5:00 PM (Weekdays - Mon-Fri): The app checks if non-production environments are still active and pauses them. This helps to conserve resources after working hours.
8:00 PM (Daily): The app checks again to see if any active production environments are still running. If they are, the app pauses them to optimise resource usage during non-working hours.

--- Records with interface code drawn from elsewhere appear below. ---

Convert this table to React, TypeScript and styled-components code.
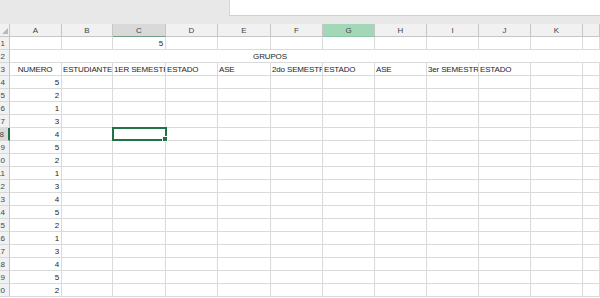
import styled, { createGlobalStyle, css } from "styled-components";

const COLUMNS = ["A", "B", "C", "D", "E", "F", "G", "H", "I", "J", "K", "L"];
const TEMPLATE = "10px 52px 51px 53px 52px 53px 52px 52px 52px 52px 52px 52px 1fr";

const GRID = "#dadada";
const HEAD_LINE = "#c6c6c6";
const ACCENT = "#217346";

type Align = "left" | "center" | "right";

interface CellData {
  text?: string;
  align?: Align;
}

const HEADINGS: CellData[] = [
  { text: "NUMERO", align: "center" },
  { text: "ESTUDIANTE" },
  { text: "1ER SEMESTRE" },
  { text: "ESTADO" },
  { text: "ASE" },
  { text: "2do SEMESTRE" },
  { text: "ESTADO" },
  { text: "ASE" },
  { text: "3er SEMESTRE" },
  { text: "ESTADO" },
  {},
  {},
];

const NUMEROS = [5, 2, 1, 3, 4, 5, 2, 1, 3, 4, 5, 2, 1, 3, 4, 5, 2];

const GlobalStyle = createGlobalStyle`
  html, body {
    margin: 0;
    padding: 0;
    background: #ffffff;
    overflow: hidden;
  }
  body {
    font-family: "Liberation Sans", Arial, sans-serif;
  }
`;

const Window = styled.div`
  width: 600px;
  height: 298px;
  overflow: hidden;
  display: flex;
  flex-direction: column;
  background: #ffffff;
`;

const TopBand = styled.div`
  height: 24px;
  flex: none;
  background: #e8e8e8;
  display: flex;
  padding-left: 229px;
  box-sizing: border-box;
`;

const FormulaBox = styled.div`
  flex: 1;
  height: 16px;
  background: #ffffff;
  border-left: 1px solid #d6d6d6;
  border-bottom: 1px solid #d0d0d0;
  box-sizing: border-box;
`;

const Row = styled.div`
  display: grid;
  grid-template-columns: ${TEMPLATE};
  height: 13px;
  flex: none;
`;

const HeaderRow = styled(Row)`
  background: #f1f1f1;
`;

const Corner = styled.div`
  position: relative;
  border-right: 1px solid ${HEAD_LINE};
  border-bottom: 1px solid ${HEAD_LINE};
  box-sizing: border-box;

  &::after {
    content: "";
    position: absolute;
    right: 1px;
    bottom: 2px;
    width: 0;
    height: 0;
    border-left: 6px solid transparent;
    border-bottom: 6px solid #b8b8b8;
  }
`;

const ColHead = styled.div<{ $state?: "selected" | "active" }>`
  display: flex;
  align-items: center;
  justify-content: center;
  font-size: 8px;
  color: #444444;
  border-right: 1px solid ${HEAD_LINE};
  border-bottom: 1px solid ${HEAD_LINE};
  box-sizing: border-box;
  ${({ $state }) =>
    $state === "selected" &&
    css`
      background: #d9d9d9;
      border-bottom: 1px solid #6f9f82;
    `}
  ${({ $state }) =>
    $state === "active" &&
    css`
      background: #a3d7b8;
      border-bottom: 1px solid #8cc6a3;
    `}
`;

const RowHead = styled.div<{ $active?: boolean }>`
  display: flex;
  align-items: flex-end;
  justify-content: flex-end;
  padding-right: 4px;
  overflow: hidden;
  white-space: nowrap;
  font-size: 8px;
  line-height: 11px;
  color: #444444;
  background: #f1f1f1;
  border-right: 1px solid ${HEAD_LINE};
  border-bottom: 1px solid #d8d8d8;
  box-sizing: border-box;
  ${({ $active }) =>
    $active &&
    css`
      background: #d9d9d9;
      border-right: 2px solid ${ACCENT};
    `}
`;

const Cell = styled.div<{ $align?: Align; $open?: boolean; $span?: number }>`
  position: relative;
  display: flex;
  align-items: flex-end;
  justify-content: ${({ $align }) =>
    $align === "right" ? "flex-end" : $align === "center" ? "center" : "flex-start"};
  padding: 0 2px 0 1px;
  overflow: hidden;
  white-space: nowrap;
  font-size: 8px;
  letter-spacing: -0.15px;
  line-height: 11px;
  color: #1e1e1e;
  border-right: ${({ $open }) => ($open ? "none" : `1px solid ${GRID}`)};
  border-bottom: 1px solid ${GRID};
  box-sizing: border-box;
  grid-column: ${({ $span }) => ($span ? `span ${$span}` : "auto")};
`;

const Selection = styled.div`
  position: absolute;
  left: -1px;
  top: -1px;
  right: -2px;
  bottom: -1px;
  border: 2px solid ${ACCENT};
  box-sizing: border-box;
  pointer-events: none;

  &::after {
    content: "";
    position: absolute;
    right: -3px;
    bottom: -3px;
    width: 4px;
    height: 4px;
    background: ${ACCENT};
    border: 1px solid #ffffff;
  }
`;

const SelectedCell = styled(Cell)`
  overflow: visible;
  z-index: 1;
`;

const Sheet = styled.div`
  display: flex;
  flex-direction: column;
`;

const emptyCells = (from: number) =>
  COLUMNS.slice(from).map((c) => <Cell key={c} />);

const App = () => {
  return (
    <Window>
      <GlobalStyle />
      <TopBand>
        <FormulaBox />
      </TopBand>

      <Sheet>
        <HeaderRow>
          <Corner />
          {COLUMNS.map((c) => (
            <ColHead
              key={c}
              $state={c === "C" ? "selected" : c === "G" ? "active" : undefined}
            >
              {c === "L" ? "" : c}
            </ColHead>
          ))}
        </HeaderRow>

        <Row>
          <RowHead>1</RowHead>
          <Cell />
          <Cell />
          <Cell $align="right">5</Cell>
          {emptyCells(3)}
        </Row>

        <Row>
          <RowHead>2</RowHead>
          <Cell $span={3} $open />
          <Cell $span={4} $open $align="center">
            GRUPOS
          </Cell>
          <Cell $span={5} $open />
        </Row>

        <Row>
          <RowHead>3</RowHead>
          {HEADINGS.map((h, i) => (
            <Cell key={i} $align={h.align}>
              {h.text}
            </Cell>
          ))}
        </Row>

        {NUMEROS.map((n, i) => {
          const rowNumber = i + 4;
          const active = rowNumber === 8;
          return (
            <Row key={rowNumber}>
              <RowHead $active={active}>{rowNumber}</RowHead>
              <Cell $align="right">{n}</Cell>
              <Cell />
              {active ? (
                <SelectedCell>
                  <Selection />
                </SelectedCell>
              ) : (
                <Cell />
              )}
              {emptyCells(3)}
            </Row>
          );
        })}
      </Sheet>
    </Window>
  );
};

export default App;
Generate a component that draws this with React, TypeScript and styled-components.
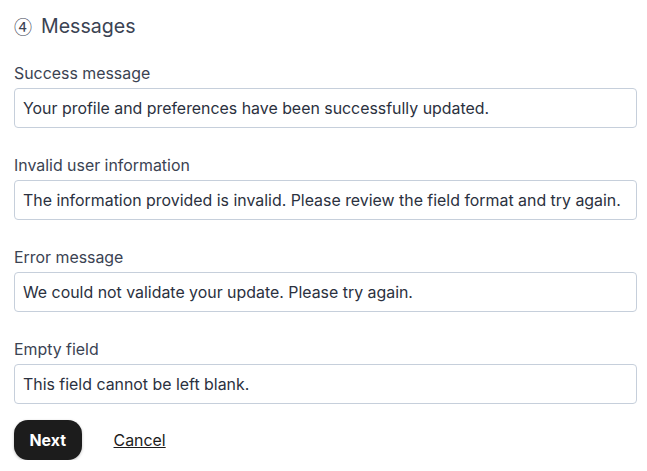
import React, { useState } from 'react'
import styled, { createGlobalStyle } from 'styled-components';

const GlobalStyle = createGlobalStyle`
  body {
    margin: 0;
    background: #fff;
    font-family: Inter, "Liberation Sans", sans-serif;
  }
`;

const fields = [
  { id: 'success', label: 'Success message', value: 'Your profile and preferences have been successfully updated.' },
  { id: 'invalid', label: 'Invalid user information', value: 'The information provided is invalid. Please review the field format and try again.' },
  { id: 'error', label: 'Error message', value: 'We could not validate your update. Please try again.' },
  { id: 'empty', label: 'Empty field', value: 'This field cannot be left blank.' },
];

const App = () => {
  const [values, setValues] = useState<Record<string, string>>(
    Object.fromEntries(fields.map((f) => [f.id, f.value]))
  );

  return (
    <>
      <GlobalStyle />
      <Page>
        <Heading>
          <StepNumber>④</StepNumber>
          Messages
        </Heading>
        {fields.map((f) => (
          <Field key={f.id}>
            <Label htmlFor={f.id}>{f.label}</Label>
            <Input
              id={f.id}
              value={values[f.id]}
              onChange={(e) => setValues({ ...values, [f.id]: e.target.value })}
            />
          </Field>
        ))}
        <Actions>
          <NextButton>Next</NextButton>
          <CancelLink href="#">Cancel</CancelLink>
        </Actions>
      </Page>
    </>
  )
}

const Page = styled.div`
  padding: 12px 10px 0 14px;
`;

const Heading = styled.h2`
  display: flex;
  align-items: center;
  margin: 0 0 24px;
  height: 28px;
  font-size: 19.6px;
  font-weight: 400;
  color: #3b4353;
`;

const StepNumber = styled.span`
  font-size: 18px;
  margin-right: 9px;
  font-family: "Noto Sans CJK SC", "DejaVu Sans", sans-serif;
`;

const Field = styled.div`
  display: flex;
  flex-direction: column;
  gap: 4px;
  margin-bottom: 28px;
  width: 623px;
`;

const Label = styled.label`
  font-size: 15.9px;
  line-height: 20px;
  color: #3b4353;
`;

const Input = styled.input`
  box-sizing: border-box;
  height: 40px;
  width: 100%;
  padding: 0 8px;
  border: 1px solid #c6cfdb;
  border-radius: 4px;
  font-family: inherit;
  font-size: 15.9px;
  color: #2b3140;
  outline: none;
`;

const Actions = styled.div`
  display: flex;
  align-items: center;
  gap: 32px;
  margin-top: -12px;
`;

const NextButton = styled.button`
  height: 40px;
  padding: 0 15.5px;
  border: none;
  border-radius: 14px;
  background: #1c1c1c;
  color: #fff;
  font-family: inherit;
  font-size: 15.9px;
  font-weight: 700;
  box-shadow: 0 1px 3px rgba(0, 0, 0, 0.25);
  cursor: pointer;
`;

const CancelLink = styled.a`
  font-size: 15.9px;
  color: #1c1c1c;
  text-decoration: underline;
`;

export default App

The last action of either of these logic trains will be call the Worker Logic app to perform the relevant action.

Additional Considerations

Every organisation has unique requirements for scheduling capacity pauses and resumes. This solution provides flexibility to tailor the automation to your needs. Some other considerations that might be worth while exploring and implemnenting are:

User-defined schedules: Store custom schedules in a Logic Apps parameter file, Azure Table Storage, or a SharePoint list to allow easy modification without altering the Logic App itself.
Adaptive scheduling: Use Azure Functions to dynamically adjust pause/resume times based on real-time usage patterns.
Names of capacities are not always reliable to determine whether or not they are PROD/Non-PROD or similar - Introduce a tagging system in Azure, where tags (e.g., always-on=true) dictate whether a capacity should be excluded from pausing. A step further might be to a configuration file (e.g., JSON in Azure Storage) that allows the organisation to define exceptions on a per-capacity basis.
Developing a Teams bot that allows users to query or adjust capacity statuses via simple chat commands.

Summary

And there you have it - a solution that enables your organisation to efficiently manage multiple Microsoft Fabric capacities. In essence adopting a solution like this will:

Provide cost savings by ensuring capacities run only when needed.
Reduced operational overhead with automated scheduling.
Enable dynamic scheduling for flexibility.

I’d love to hear your thoughts - how have you tackled similar requirements? Have you implemented a similar solution, and what kind of cost savings have you seen?